Each level of recursion potentially multiplies the possibilities N times, where N is the number of available choices for the current key. This can lead to exponential usage of resources. Ideally, the best performance would occur with a depth-first recursion execution plan (as apposed to breadth-first), but SQL Server does not implement option to select that preferred behavior. Without that option, SQL Server might use either of the two. As a result, performance may be unacceptable for anything but very small data sets. If performance is an issue, I suggest performing the work in a more generalized programming environment.

DECLARE @Delim1 CHAR = '|' -- Choses character must not be present in the Data
DECLARE @Delim2 CHAR = '='

;WITH CTE_Key1List AS (
    -- Get a distinct list of keys. Order the keys by number of options descending,
    -- so that those keys with the fewest options will be processed first. (Later
    -- processing starts with the highest RowNum and words its way down.) This
    -- will hopefully reduce backtracking in a tight scenario.
    SELECT Key1, ROW_NUMBER() OVER(ORDER BY COUNT(*) DESC) AS RowNum
    FROM Data
    GROUP BY Key1
),
CTE_Solver AS (
    -- CTE Bootstrap:
    -- Working from MAX(RowNum) backwards, select the first set of
    -- candidate mappings for the selected Key1 value
    -- Build a map list of the form "|Key1=Key2|Key1=Key2|...|".
    SELECT
        K.RowNum,
        CAST(CONCAT(@Delim1, D.Key1, @Delim2, D.Key2, @Delim1) AS VARCHAR(MAX)) AS Mapping
    FROM CTE_Key1List K
    JOIN Data D ON D.Key1 = K.Key1
    WHERE K.RowNum = (SELECT MAX(RowNum) FROM CTE_Key1List)
    -- CTE recursion:
    -- For each lower RowNum value down to 1, include candidate mappings for
    -- the next Key1 value.

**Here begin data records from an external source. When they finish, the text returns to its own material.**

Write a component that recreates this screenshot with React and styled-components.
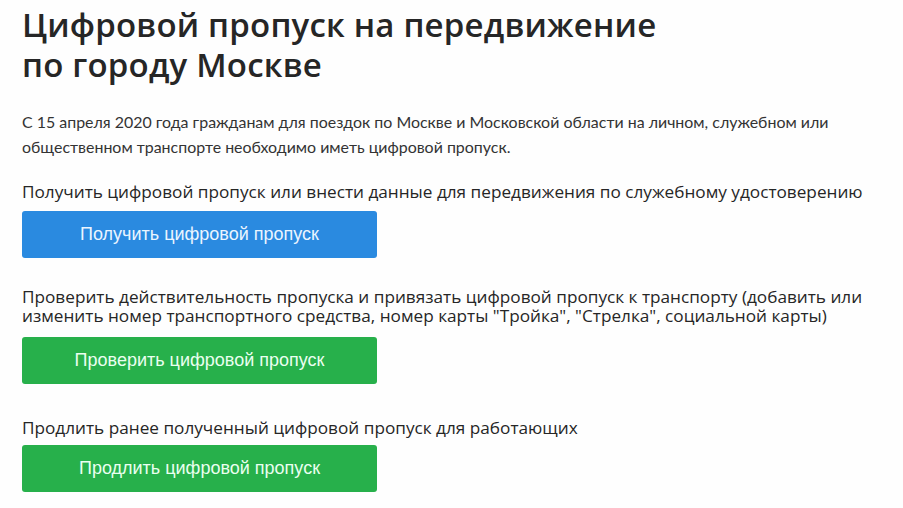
import React from "react";
import styled, { createGlobalStyle } from "styled-components";

const Global = createGlobalStyle`
  html, body { margin: 0; padding: 0; background: #fefefe; }
  body { font-family: "Open Sans", "Noto Sans", sans-serif; color: #2b2b2b; }
`;

const Page = styled.main`
  display: flex;
  flex-direction: column;
  padding: 5px 0 0 22px;
  width: 903px;
  box-sizing: border-box;
`;

const Title = styled.h1`
  margin: 0;
  font-family: "Open Sans", "Noto Sans", sans-serif;
  font-weight: 600;
  font-size: 33px;
  line-height: 40px;
  color: #262626;
  letter-spacing: 0.2px;
`;

const Lead = styled.p`
  margin: 24px 0 0;
  font-family: "Lato", "Noto Sans", sans-serif;
  font-size: 15.95px;
  line-height: 25px;
  color: #333;
`;

const Section = styled.section`
  display: flex;
  flex-direction: column;
  align-items: flex-start;
  margin-top: ${(p) => p.$top}px;
`;

const Label = styled.div`
  font-family: "Open Sans", "Noto Sans", sans-serif;
  font-size: 17.2px;
  line-height: 19px;
  color: #262626;
  white-space: nowrap;
  margin-bottom: ${(p) => p.$gap}px;
`;

const Button = styled.button`
  width: 355px;
  height: 47px;
  border: none;
  border-radius: 3px;
  background: ${(p) => (p.$blue ? "#2a8ae0" : "#27b04b")};
  color: ${(p) => (p.$blue ? "#eaf5ff" : "#eafff0")};
  font-family: "Liberation Sans", Arial, sans-serif;
  font-size: 18px;
  cursor: pointer;
  padding: 0;
`;

export default function App() {
  return (
    <>
      <Global />
      <Page>
        <Title>
          Цифровой пропуск на передвижение
          <br />
          по городу Москве
        </Title>
        <Lead>
          С 15 апреля 2020 года гражданам для поездок по Москве и Московской области на личном, служебном или
          <br />
          общественном транспорте необходимо иметь цифровой пропуск.
        </Lead>
        <Section $top={23}>
          <Label $gap={10}>
            Получить цифровой пропуск или внести данные для передвижения по служебному удостоверению
          </Label>
          <Button $blue>Получить цифровой пропуск</Button>
        </Section>
        <Section $top={29}>
          <Label $gap={12}>
            Проверить действительность пропуска и привязать цифровой пропуск к транспорту (добавить или
            <br />
            изменить номер транспортного средства, номер карты "Тройка", "Стрелка", социальной карты)
          </Label>
          <Button>Проверить цифровой пропуск</Button>
        </Section>
        <Section $top={34}>
          <Label $gap={8}>Продлить ранее полученный цифровой пропуск для работающих</Label>
          <Button>Продлить цифровой пропуск</Button>
        </Section>
      </Page>
    </>
  );
}
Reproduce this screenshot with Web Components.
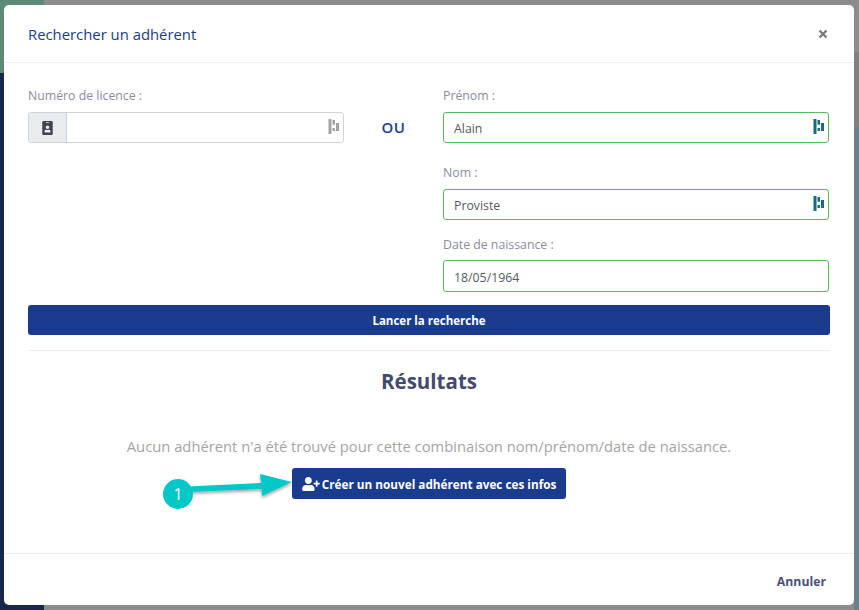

Exclude any cases that attempt to reuse an
    -- already-assigned Key2 value.
    UNION ALL
    SELECT
        K.RowNum,
        CONCAT(S.Mapping, D.Key1, @Delim2, D.Key2, @Delim1) AS Mapping
    FROM CTE_Solver S
    JOIN CTE_Key1List K
        ON K.RowNum = S.RowNum - 1 
    JOIN Data D
        ON D.Key1 = K.Key1
        AND CHARINDEX(CONCAT(@Delim2, D.Key2, @Delim1), S.Mapping) = 0 -- Unused
    WHERE S.RowNum > 1
),
CTE_Result AS (
    SELECT R.Key1, R.Key2
    FROM (
        -- Get just one sucessful mapping out of possibly many
        SELECT TOP 1 TRIM(@Delim1 FROM S.Mapping) AS TrimmedMapping
        FROM CTE_Solver S
        WHERE S.RowNum = 1
    ) S
    -- Split the mapping list into individual Key1=Key2 pairs
    CROSS APPLY STRING_SPLIT(S.TrimmedMapping, @Delim1) M
    -- Locate the = delimiter and separate the two values.
    CROSS APPLY (SELECT CHARINDEX(@Delim2, M.value) SplitPos) P
    CROSS APPLY (
        SELECT
            Key1 = CAST(LEFT(M.value, P.SplitPos - 1) AS INT),
            Key2 = STUFF(M.value, 1, P.SplitPos, '')
    ) R
)
--SELECT * FROM CTE_Solver S                          -- All working steps (unordered)
--SELECT * FROM CTE_Solver S ORDER BY MapList         -- All working steps
--SELECT * FROM CTE_Solver S WHERE S.RowNum = 1       -- All solutions
--SELECT TOP 1 * FROM CTE_Solver S WHERE S.RowNum = 1 -- One solution
SELECT * FROM CTE_Result ORDER BY Key1                -- Solution details

Intermediate results can be viewed by selectively commenting and uncommenting the final SELECT statements.

Results:

Key1 Key2
1 A
2 B
3 C

See this db<>fiddle for a demo with some extra test data.